Written request: Scan the data below. Pull out each line where "page" occurs.

==========

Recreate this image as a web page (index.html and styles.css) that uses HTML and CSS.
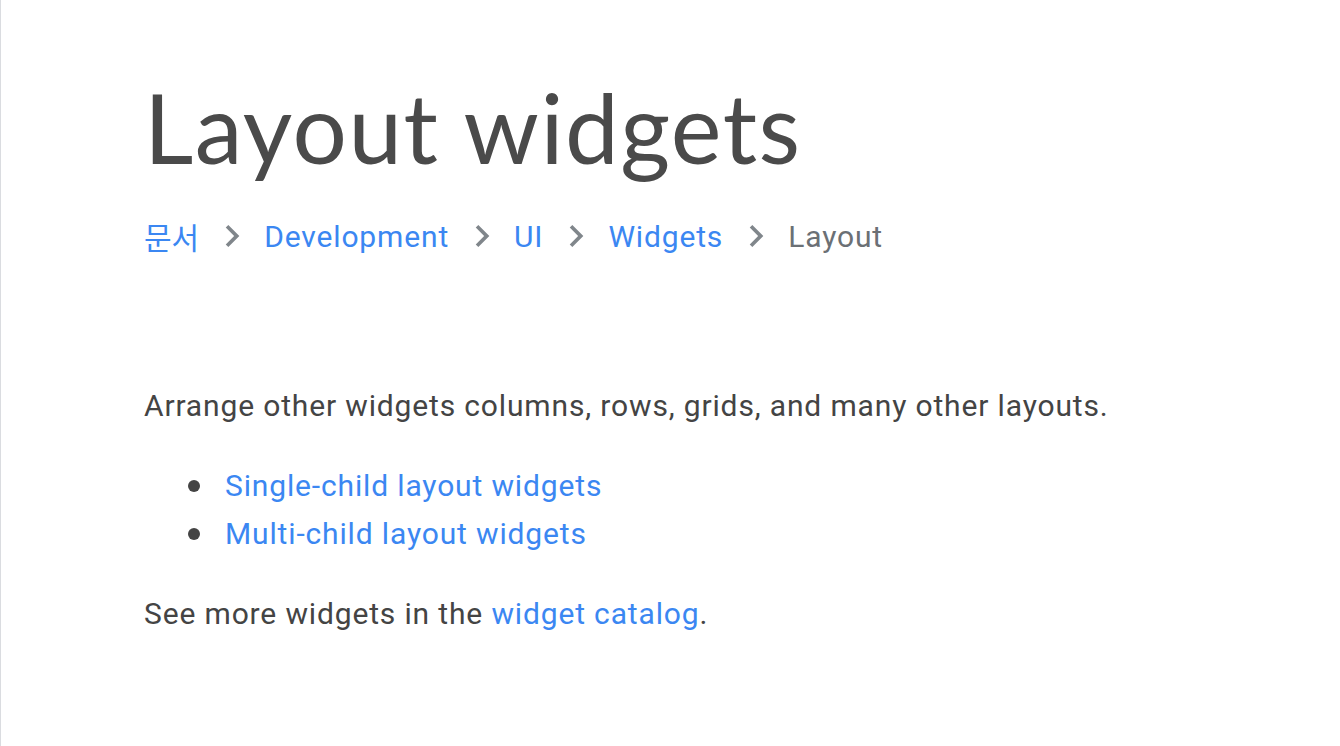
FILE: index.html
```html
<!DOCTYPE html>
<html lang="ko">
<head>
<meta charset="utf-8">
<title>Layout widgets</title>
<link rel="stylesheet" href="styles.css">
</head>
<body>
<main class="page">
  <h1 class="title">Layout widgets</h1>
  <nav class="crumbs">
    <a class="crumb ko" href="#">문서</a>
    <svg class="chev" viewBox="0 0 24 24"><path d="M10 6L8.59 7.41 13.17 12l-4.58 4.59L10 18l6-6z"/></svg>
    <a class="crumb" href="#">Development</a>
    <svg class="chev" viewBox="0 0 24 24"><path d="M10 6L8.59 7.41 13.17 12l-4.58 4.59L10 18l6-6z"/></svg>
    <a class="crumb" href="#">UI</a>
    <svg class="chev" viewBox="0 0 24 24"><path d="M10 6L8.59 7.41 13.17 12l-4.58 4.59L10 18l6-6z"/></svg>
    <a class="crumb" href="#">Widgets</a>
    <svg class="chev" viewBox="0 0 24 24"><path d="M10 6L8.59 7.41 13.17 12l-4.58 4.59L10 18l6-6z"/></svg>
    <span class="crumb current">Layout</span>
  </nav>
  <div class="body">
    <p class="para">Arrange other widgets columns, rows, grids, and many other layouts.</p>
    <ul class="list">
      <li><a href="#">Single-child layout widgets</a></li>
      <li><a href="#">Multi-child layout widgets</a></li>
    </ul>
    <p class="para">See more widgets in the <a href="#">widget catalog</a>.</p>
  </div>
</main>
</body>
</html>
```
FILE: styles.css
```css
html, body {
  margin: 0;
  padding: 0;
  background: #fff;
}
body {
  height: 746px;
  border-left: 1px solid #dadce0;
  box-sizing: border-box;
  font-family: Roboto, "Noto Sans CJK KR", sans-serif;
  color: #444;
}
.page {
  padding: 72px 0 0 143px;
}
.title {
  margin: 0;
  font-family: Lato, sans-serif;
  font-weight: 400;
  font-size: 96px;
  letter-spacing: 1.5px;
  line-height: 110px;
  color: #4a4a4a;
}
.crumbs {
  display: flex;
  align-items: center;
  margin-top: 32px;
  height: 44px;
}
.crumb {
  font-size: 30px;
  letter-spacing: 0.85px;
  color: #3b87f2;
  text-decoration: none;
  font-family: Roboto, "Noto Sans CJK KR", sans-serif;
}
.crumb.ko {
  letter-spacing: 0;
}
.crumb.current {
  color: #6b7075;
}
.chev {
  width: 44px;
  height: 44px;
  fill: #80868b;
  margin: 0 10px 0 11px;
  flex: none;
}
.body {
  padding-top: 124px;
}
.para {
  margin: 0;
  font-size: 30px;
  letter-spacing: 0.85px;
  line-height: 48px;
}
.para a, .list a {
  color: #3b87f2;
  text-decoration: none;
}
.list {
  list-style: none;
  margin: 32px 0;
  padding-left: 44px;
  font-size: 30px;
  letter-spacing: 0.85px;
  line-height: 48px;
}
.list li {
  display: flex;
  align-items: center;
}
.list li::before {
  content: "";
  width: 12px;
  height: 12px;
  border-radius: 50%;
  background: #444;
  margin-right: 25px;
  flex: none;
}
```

==========

Solution:
Recreate this image as a web page (index.html and styles.css) that uses HTML and CSS.
<main class="page">
.page {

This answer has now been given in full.